* DIRECTIONS FOR THIS TASK: Working from the top of the listing below, retype each line through the line containing "min-h-screen flex flex-col", both included, with no pictures.

:::

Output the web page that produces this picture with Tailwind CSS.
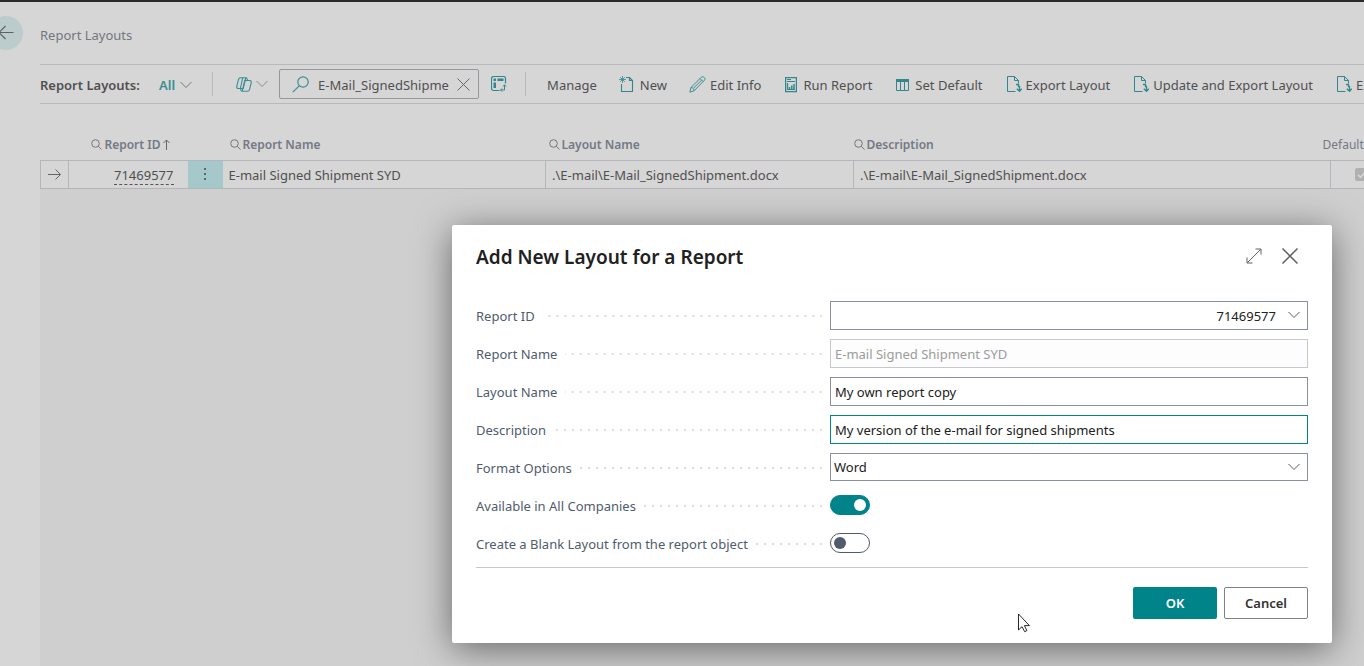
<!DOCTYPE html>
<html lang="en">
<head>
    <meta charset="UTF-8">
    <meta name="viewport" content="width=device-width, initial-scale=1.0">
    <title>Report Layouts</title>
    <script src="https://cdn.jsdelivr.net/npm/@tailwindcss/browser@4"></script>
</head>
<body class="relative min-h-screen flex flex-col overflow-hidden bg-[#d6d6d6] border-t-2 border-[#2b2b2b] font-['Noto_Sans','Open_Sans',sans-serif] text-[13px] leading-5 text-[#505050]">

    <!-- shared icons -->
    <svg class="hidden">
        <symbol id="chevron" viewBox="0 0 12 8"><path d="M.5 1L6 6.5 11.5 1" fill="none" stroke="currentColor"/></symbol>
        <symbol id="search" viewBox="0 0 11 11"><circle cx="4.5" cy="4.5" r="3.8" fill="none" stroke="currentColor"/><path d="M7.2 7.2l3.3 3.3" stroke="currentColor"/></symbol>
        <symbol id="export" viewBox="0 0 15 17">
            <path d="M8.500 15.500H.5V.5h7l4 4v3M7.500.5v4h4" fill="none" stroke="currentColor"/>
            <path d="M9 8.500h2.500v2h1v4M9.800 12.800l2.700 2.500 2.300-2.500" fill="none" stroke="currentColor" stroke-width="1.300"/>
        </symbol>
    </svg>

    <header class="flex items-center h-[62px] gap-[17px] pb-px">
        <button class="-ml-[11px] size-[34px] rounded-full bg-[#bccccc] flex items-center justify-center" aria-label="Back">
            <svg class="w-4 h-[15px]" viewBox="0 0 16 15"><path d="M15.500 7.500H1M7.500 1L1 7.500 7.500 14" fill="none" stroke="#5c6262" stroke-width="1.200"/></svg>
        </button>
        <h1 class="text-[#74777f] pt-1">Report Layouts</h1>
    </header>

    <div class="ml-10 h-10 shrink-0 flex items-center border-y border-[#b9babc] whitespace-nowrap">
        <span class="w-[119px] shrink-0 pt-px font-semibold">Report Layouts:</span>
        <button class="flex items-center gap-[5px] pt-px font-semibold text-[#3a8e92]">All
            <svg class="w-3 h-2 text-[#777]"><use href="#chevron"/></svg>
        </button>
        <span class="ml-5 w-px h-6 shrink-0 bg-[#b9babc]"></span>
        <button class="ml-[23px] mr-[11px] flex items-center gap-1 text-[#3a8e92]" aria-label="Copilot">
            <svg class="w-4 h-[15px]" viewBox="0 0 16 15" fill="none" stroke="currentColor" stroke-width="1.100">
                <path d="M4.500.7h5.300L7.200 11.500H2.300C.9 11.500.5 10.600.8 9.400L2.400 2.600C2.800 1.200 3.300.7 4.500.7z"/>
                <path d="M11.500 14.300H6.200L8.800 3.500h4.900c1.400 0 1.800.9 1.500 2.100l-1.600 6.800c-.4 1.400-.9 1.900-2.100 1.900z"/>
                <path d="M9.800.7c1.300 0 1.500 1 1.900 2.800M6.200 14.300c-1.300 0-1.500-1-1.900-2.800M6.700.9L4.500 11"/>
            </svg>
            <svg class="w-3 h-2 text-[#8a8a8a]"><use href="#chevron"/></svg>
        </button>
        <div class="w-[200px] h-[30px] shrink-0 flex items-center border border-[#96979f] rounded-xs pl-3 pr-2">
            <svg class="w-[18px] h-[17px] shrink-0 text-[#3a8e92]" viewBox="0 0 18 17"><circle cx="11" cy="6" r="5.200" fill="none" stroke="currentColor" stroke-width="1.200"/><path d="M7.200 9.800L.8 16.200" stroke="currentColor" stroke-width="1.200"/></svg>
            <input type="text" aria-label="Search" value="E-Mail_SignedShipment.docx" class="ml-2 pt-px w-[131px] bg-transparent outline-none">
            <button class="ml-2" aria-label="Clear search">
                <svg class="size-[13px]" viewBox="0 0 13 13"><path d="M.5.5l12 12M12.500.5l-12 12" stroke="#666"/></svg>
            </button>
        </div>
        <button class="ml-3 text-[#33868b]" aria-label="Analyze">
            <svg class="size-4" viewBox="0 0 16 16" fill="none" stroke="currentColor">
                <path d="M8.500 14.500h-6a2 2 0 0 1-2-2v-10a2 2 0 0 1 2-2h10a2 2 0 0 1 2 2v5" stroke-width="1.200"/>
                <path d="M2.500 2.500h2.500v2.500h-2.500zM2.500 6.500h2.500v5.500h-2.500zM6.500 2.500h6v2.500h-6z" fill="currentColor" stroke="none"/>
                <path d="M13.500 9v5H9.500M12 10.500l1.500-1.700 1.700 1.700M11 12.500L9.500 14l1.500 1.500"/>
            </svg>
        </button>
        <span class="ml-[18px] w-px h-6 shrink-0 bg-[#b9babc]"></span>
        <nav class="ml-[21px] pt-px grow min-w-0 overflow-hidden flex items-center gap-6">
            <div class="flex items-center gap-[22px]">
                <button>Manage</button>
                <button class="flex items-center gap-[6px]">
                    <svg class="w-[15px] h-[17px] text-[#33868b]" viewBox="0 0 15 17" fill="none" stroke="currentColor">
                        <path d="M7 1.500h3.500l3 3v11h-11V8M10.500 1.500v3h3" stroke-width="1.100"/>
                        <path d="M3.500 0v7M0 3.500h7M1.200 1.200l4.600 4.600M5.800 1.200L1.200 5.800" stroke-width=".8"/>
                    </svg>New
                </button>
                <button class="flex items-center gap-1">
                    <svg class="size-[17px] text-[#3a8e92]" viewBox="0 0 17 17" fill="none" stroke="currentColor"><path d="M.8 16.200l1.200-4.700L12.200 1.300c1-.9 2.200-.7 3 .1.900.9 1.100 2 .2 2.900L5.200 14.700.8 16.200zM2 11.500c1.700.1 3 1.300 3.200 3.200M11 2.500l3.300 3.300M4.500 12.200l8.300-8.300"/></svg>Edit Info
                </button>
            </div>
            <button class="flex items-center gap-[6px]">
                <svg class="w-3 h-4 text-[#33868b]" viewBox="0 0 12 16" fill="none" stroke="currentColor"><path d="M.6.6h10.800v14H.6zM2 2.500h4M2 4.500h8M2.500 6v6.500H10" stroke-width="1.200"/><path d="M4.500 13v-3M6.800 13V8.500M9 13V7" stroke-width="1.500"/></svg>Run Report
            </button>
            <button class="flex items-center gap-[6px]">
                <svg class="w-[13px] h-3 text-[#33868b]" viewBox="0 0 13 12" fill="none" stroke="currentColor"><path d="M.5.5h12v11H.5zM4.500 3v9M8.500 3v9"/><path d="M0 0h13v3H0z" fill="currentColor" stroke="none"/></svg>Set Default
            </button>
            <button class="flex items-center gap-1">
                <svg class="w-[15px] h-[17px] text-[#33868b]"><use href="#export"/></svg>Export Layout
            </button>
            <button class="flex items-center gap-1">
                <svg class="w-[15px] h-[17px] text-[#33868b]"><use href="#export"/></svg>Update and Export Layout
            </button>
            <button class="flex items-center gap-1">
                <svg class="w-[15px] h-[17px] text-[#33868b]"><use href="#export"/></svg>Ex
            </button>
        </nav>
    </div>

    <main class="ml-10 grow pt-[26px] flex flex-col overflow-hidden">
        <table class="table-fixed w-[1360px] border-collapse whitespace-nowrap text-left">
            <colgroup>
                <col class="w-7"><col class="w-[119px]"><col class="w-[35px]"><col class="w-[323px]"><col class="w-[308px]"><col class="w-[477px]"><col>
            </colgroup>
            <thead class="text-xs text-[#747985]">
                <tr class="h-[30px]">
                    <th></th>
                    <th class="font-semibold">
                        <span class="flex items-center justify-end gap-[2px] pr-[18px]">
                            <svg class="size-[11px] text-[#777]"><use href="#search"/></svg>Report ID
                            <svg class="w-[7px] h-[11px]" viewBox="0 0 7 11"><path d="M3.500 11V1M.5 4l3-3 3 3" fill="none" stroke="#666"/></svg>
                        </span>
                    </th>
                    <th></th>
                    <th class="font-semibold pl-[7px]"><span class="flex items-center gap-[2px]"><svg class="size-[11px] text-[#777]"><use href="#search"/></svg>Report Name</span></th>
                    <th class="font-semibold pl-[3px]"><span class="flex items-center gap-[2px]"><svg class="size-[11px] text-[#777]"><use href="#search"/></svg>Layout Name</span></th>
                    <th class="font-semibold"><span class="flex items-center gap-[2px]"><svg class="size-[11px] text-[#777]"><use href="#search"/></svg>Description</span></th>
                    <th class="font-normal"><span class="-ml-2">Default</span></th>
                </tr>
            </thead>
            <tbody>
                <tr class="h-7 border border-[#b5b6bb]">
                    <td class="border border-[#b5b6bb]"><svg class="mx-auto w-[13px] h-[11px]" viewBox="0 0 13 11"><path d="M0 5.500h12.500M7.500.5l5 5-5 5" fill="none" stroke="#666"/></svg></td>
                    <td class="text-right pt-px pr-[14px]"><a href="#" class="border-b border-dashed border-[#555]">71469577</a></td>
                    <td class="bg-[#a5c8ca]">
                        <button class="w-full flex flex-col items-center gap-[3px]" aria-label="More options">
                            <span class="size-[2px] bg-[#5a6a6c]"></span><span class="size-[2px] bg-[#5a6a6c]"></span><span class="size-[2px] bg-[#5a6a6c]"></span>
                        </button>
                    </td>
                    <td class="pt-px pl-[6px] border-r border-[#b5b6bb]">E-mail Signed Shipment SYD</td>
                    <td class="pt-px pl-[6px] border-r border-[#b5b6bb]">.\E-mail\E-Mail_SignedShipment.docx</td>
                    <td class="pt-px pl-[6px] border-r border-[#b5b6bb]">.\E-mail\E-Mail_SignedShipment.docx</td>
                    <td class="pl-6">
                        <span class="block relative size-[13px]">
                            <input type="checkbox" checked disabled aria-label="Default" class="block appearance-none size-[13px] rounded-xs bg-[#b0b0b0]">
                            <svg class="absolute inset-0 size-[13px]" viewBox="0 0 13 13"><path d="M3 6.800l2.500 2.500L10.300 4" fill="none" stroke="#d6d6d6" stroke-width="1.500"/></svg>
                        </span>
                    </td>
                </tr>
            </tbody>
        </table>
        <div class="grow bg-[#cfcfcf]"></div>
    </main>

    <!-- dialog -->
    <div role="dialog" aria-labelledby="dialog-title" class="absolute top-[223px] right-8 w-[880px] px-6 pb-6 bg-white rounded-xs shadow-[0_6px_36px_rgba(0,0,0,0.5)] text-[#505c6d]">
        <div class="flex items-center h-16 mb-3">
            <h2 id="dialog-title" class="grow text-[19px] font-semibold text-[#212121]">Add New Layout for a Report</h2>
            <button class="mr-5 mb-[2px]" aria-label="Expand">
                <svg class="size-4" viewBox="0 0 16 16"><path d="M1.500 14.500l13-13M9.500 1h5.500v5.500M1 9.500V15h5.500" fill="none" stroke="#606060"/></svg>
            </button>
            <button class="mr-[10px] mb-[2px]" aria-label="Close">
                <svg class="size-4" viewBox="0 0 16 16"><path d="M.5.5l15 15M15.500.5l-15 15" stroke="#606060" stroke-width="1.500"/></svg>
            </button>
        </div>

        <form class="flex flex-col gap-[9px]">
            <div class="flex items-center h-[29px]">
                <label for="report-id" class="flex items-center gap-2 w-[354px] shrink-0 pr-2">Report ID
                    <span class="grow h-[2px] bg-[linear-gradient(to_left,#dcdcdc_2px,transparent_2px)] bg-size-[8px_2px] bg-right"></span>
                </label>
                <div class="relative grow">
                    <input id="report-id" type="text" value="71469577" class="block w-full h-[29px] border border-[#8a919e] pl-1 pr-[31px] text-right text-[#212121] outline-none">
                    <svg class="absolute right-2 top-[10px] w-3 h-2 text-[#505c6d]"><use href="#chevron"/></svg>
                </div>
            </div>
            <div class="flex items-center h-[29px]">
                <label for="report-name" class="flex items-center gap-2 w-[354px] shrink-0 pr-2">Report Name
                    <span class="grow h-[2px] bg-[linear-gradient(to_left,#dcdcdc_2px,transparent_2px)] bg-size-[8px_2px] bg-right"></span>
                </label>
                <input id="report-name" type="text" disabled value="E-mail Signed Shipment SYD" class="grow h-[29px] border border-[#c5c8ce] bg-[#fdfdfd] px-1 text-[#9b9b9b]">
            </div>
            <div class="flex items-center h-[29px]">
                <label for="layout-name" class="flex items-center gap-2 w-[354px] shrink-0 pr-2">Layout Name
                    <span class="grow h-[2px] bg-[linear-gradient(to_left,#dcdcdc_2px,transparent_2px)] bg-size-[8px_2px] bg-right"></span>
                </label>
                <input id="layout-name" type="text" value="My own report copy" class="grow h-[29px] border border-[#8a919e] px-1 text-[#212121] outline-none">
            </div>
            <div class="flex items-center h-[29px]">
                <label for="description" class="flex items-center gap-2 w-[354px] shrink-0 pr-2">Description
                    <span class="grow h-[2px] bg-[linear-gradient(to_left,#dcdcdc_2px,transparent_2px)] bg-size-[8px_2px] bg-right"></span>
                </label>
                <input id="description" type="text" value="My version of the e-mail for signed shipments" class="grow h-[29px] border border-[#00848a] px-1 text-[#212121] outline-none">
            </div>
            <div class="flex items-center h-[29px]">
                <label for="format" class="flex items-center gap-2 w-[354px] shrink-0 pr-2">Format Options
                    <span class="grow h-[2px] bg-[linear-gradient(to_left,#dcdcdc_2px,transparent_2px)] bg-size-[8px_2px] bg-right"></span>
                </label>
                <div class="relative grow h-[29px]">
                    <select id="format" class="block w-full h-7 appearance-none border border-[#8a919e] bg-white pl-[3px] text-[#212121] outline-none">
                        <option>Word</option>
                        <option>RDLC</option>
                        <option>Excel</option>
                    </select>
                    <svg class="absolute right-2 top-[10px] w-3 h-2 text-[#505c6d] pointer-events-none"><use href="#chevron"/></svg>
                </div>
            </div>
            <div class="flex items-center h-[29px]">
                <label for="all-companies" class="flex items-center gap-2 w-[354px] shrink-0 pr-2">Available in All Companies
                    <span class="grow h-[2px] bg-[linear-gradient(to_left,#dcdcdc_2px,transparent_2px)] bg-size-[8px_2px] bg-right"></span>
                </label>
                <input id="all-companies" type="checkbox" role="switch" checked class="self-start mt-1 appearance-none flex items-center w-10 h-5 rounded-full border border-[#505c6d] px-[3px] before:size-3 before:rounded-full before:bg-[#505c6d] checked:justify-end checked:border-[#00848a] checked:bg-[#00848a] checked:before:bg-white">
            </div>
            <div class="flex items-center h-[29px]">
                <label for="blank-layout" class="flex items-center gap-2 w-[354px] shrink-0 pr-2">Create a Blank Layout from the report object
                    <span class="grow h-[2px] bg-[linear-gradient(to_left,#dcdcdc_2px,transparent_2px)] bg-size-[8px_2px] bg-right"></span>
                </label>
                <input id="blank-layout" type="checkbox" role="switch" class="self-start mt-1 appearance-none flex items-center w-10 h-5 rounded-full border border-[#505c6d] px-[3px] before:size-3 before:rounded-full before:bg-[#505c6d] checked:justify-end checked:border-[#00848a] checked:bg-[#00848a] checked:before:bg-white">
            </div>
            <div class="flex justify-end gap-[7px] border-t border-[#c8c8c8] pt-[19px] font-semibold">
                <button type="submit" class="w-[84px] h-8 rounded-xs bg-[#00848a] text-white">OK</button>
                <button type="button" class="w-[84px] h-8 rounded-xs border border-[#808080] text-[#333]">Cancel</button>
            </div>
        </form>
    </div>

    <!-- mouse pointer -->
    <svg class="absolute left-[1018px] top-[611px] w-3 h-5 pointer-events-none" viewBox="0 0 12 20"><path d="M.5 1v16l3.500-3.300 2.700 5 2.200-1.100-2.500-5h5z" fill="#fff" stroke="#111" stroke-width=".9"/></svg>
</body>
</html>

:::

* RESPONSE FOR THIS EXERCISE:
Output the web page that produces this picture with Tailwind CSS.
<!DOCTYPE html>
<html lang="en">
<head>
    <meta charset="UTF-8">
    <meta name="viewport" content="width=device-width, initial-scale=1.0">
    <title>Report Layouts</title>
    <script src="https://cdn.jsdelivr.net/npm/@tailwindcss/browser@4"></script>
</head>
<body class="relative min-h-screen flex flex-col overflow-hidden bg-[#d6d6d6] border-t-2 border-[#2b2b2b] font-['Noto_Sans','Open_Sans',sans-serif] text-[13px] leading-5 text-[#505050]">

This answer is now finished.